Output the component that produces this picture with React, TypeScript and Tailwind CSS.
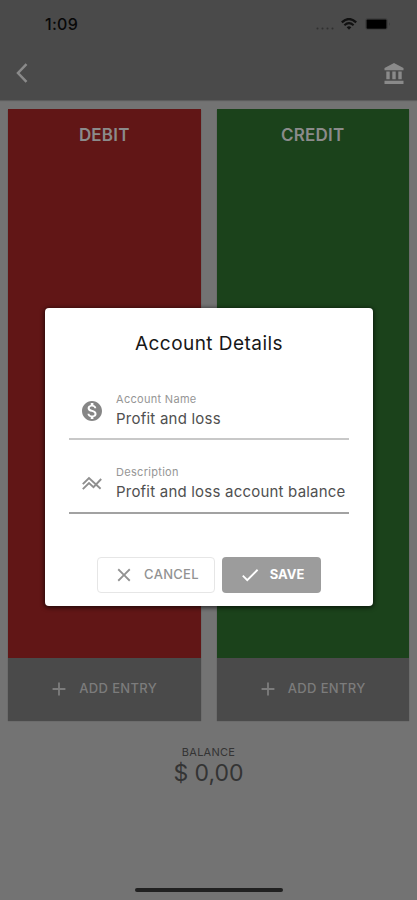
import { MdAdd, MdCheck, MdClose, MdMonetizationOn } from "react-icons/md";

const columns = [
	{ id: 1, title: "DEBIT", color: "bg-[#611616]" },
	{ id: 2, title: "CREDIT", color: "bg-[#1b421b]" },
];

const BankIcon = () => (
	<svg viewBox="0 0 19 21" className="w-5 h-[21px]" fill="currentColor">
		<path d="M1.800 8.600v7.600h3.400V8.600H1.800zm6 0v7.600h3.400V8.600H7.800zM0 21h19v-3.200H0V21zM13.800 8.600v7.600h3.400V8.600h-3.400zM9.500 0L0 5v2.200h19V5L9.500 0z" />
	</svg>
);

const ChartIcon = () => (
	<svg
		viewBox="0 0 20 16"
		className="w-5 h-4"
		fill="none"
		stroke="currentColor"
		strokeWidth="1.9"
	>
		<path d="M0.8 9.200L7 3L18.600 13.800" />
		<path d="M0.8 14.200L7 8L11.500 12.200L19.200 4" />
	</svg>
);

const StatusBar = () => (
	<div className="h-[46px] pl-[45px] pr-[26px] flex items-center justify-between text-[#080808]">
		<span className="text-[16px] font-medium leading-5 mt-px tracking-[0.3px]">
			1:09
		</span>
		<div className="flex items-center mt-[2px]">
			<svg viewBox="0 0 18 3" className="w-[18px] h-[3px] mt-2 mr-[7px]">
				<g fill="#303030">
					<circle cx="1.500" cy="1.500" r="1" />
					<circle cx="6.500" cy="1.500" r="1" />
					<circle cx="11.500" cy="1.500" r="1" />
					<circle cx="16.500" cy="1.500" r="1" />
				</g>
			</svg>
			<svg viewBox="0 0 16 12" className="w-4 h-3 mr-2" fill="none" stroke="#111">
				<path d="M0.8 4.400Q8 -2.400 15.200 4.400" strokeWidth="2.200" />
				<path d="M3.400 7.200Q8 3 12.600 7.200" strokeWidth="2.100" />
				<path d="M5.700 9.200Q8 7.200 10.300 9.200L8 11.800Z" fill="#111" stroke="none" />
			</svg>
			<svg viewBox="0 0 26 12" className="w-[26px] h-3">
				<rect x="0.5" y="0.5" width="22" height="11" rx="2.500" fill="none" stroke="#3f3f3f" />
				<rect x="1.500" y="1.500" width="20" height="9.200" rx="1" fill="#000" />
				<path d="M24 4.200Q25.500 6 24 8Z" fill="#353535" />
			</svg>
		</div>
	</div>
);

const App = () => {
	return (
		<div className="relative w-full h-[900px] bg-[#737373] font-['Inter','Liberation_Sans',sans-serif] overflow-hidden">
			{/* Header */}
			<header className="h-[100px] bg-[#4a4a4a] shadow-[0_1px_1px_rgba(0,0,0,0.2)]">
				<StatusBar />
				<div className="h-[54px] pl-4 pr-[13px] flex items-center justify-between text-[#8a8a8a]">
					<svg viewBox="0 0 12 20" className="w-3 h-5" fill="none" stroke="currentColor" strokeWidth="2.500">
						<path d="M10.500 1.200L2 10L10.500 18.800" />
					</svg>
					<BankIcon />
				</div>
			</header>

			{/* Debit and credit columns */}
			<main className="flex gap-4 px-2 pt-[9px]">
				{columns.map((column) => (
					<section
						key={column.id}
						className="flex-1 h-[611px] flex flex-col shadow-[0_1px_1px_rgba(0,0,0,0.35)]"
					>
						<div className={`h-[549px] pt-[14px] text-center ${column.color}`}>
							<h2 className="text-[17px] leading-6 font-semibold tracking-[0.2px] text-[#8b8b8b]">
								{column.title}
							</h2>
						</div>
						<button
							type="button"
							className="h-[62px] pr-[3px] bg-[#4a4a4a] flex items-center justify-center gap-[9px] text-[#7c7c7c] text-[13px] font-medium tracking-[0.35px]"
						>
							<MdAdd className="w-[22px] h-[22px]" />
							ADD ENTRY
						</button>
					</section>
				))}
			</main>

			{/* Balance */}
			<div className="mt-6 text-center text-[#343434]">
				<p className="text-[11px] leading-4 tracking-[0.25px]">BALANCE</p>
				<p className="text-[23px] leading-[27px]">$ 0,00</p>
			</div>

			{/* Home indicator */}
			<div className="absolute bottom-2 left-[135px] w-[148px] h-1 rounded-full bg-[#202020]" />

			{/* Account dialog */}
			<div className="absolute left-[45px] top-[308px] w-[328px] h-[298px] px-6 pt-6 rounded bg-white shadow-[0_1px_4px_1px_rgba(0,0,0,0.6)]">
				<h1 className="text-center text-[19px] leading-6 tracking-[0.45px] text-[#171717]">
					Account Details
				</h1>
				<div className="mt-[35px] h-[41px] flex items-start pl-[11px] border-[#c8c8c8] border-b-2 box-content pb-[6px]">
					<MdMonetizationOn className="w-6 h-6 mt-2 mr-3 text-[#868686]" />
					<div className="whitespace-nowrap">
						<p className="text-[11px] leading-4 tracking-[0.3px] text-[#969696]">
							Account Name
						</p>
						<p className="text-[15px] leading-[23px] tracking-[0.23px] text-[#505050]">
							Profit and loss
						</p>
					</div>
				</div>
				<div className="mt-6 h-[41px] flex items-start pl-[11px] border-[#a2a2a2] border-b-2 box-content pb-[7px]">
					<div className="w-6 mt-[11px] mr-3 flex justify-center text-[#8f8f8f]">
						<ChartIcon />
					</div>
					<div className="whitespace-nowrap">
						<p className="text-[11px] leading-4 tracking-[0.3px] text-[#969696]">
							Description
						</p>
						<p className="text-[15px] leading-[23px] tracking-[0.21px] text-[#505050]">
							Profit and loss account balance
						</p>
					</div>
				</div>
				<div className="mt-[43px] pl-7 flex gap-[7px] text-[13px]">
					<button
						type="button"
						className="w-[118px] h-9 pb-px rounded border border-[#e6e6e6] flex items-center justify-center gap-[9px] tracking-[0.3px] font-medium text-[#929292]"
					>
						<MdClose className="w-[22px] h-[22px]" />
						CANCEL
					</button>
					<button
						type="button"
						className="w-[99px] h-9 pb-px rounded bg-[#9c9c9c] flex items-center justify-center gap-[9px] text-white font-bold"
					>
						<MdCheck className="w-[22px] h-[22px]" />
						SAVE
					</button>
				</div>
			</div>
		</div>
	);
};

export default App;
※
Extract all the data above exactly, excluding every picture.

Output the component that produces this picture with React, TypeScript and Tailwind CSS.
import { MdAdd, MdCheck, MdClose, MdMonetizationOn } from "react-icons/md";

const columns = [
	{ id: 1, title: "DEBIT", color: "bg-[#611616]" },
	{ id: 2, title: "CREDIT", color: "bg-[#1b421b]" },
];

const BankIcon = () => (
	<svg viewBox="0 0 19 21" className="w-5 h-[21px]" fill="currentColor">
		<path d="M1.800 8.600v7.600h3.400V8.600H1.800zm6 0v7.600h3.400V8.600H7.800zM0 21h19v-3.200H0V21zM13.800 8.600v7.600h3.400V8.600h-3.400zM9.500 0L0 5v2.200h19V5L9.500 0z" />
	</svg>
);

const ChartIcon = () => (
	<svg
		viewBox="0 0 20 16"
		className="w-5 h-4"
		fill="none"
		stroke="currentColor"
		strokeWidth="1.9"
	>
		<path d="M0.8 9.200L7 3L18.600 13.800" />
		<path d="M0.8 14.200L7 8L11.500 12.200L19.200 4" />
	</svg>
);

const StatusBar = () => (
	<div className="h-[46px] pl-[45px] pr-[26px] flex items-center justify-between text-[#080808]">
		<span className="text-[16px] font-medium leading-5 mt-px tracking-[0.3px]">
			1:09
		</span>
		<div className="flex items-center mt-[2px]">
			<svg viewBox="0 0 18 3" className="w-[18px] h-[3px] mt-2 mr-[7px]">
				<g fill="#303030">
					<circle cx="1.500" cy="1.500" r="1" />
					<circle cx="6.500" cy="1.500" r="1" />
					<circle cx="11.500" cy="1.500" r="1" />
					<circle cx="16.500" cy="1.500" r="1" />
				</g>
			</svg>
			<svg viewBox="0 0 16 12" className="w-4 h-3 mr-2" fill="none" stroke="#111">
				<path d="M0.8 4.400Q8 -2.400 15.200 4.400" strokeWidth="2.200" />
				<path d="M3.400 7.200Q8 3 12.600 7.200" strokeWidth="2.100" />
				<path d="M5.700 9.200Q8 7.200 10.300 9.200L8 11.800Z" fill="#111" stroke="none" />
			</svg>
			<svg viewBox="0 0 26 12" className="w-[26px] h-3">
				<rect x="0.5" y="0.5" width="22" height="11" rx="2.500" fill="none" stroke="#3f3f3f" />
				<rect x="1.500" y="1.500" width="20" height="9.200" rx="1" fill="#000" />
				<path d="M24 4.200Q25.500 6 24 8Z" fill="#353535" />
			</svg>
		</div>
	</div>
);

const App = () => {
	return (
		<div className="relative w-full h-[900px] bg-[#737373] font-['Inter','Liberation_Sans',sans-serif] overflow-hidden">
			{/* Header */}
			<header className="h-[100px] bg-[#4a4a4a] shadow-[0_1px_1px_rgba(0,0,0,0.2)]">
				<StatusBar />
				<div className="h-[54px] pl-4 pr-[13px] flex items-center justify-between text-[#8a8a8a]">
					<svg viewBox="0 0 12 20" className="w-3 h-5" fill="none" stroke="currentColor" strokeWidth="2.500">
						<path d="M10.500 1.200L2 10L10.500 18.800" />
					</svg>
					<BankIcon />
				</div>
			</header>

			{/* Debit and credit columns */}
			<main className="flex gap-4 px-2 pt-[9px]">
				{columns.map((column) => (
					<section
						key={column.id}
						className="flex-1 h-[611px] flex flex-col shadow-[0_1px_1px_rgba(0,0,0,0.35)]"
					>
						<div className={`h-[549px] pt-[14px] text-center ${column.color}`}>
							<h2 className="text-[17px] leading-6 font-semibold tracking-[0.2px] text-[#8b8b8b]">
								{column.title}
							</h2>
						</div>
						<button
							type="button"
							className="h-[62px] pr-[3px] bg-[#4a4a4a] flex items-center justify-center gap-[9px] text-[#7c7c7c] text-[13px] font-medium tracking-[0.35px]"
						>
							<MdAdd className="w-[22px] h-[22px]" />
							ADD ENTRY
						</button>
					</section>
				))}
			</main>

			{/* Balance */}
			<div className="mt-6 text-center text-[#343434]">
				<p className="text-[11px] leading-4 tracking-[0.25px]">BALANCE</p>
				<p className="text-[23px] leading-[27px]">$ 0,00</p>
			</div>

			{/* Home indicator */}
			<div className="absolute bottom-2 left-[135px] w-[148px] h-1 rounded-full bg-[#202020]" />

			{/* Account dialog */}
			<div className="absolute left-[45px] top-[308px] w-[328px] h-[298px] px-6 pt-6 rounded bg-white shadow-[0_1px_4px_1px_rgba(0,0,0,0.6)]">
				<h1 className="text-center text-[19px] leading-6 tracking-[0.45px] text-[#171717]">
					Account Details
				</h1>
				<div className="mt-[35px] h-[41px] flex items-start pl-[11px] border-[#c8c8c8] border-b-2 box-content pb-[6px]">
					<MdMonetizationOn className="w-6 h-6 mt-2 mr-3 text-[#868686]" />
					<div className="whitespace-nowrap">
						<p className="text-[11px] leading-4 tracking-[0.3px] text-[#969696]">
							Account Name
						</p>
						<p className="text-[15px] leading-[23px] tracking-[0.23px] text-[#505050]">
							Profit and loss
						</p>
					</div>
				</div>
				<div className="mt-6 h-[41px] flex items-start pl-[11px] border-[#a2a2a2] border-b-2 box-content pb-[7px]">
					<div className="w-6 mt-[11px] mr-3 flex justify-center text-[#8f8f8f]">
						<ChartIcon />
					</div>
					<div className="whitespace-nowrap">
						<p className="text-[11px] leading-4 tracking-[0.3px] text-[#969696]">
							Description
						</p>
						<p className="text-[15px] leading-[23px] tracking-[0.21px] text-[#505050]">
							Profit and loss account balance
						</p>
					</div>
				</div>
				<div className="mt-[43px] pl-7 flex gap-[7px] text-[13px]">
					<button
						type="button"
						className="w-[118px] h-9 pb-px rounded border border-[#e6e6e6] flex items-center justify-center gap-[9px] tracking-[0.3px] font-medium text-[#929292]"
					>
						<MdClose className="w-[22px] h-[22px]" />
						CANCEL
					</button>
					<button
						type="button"
						className="w-[99px] h-9 pb-px rounded bg-[#9c9c9c] flex items-center justify-center gap-[9px] text-white font-bold"
					>
						<MdCheck className="w-[22px] h-[22px]" />
						SAVE
					</button>
				</div>
			</div>
		</div>
	);
};

export default App;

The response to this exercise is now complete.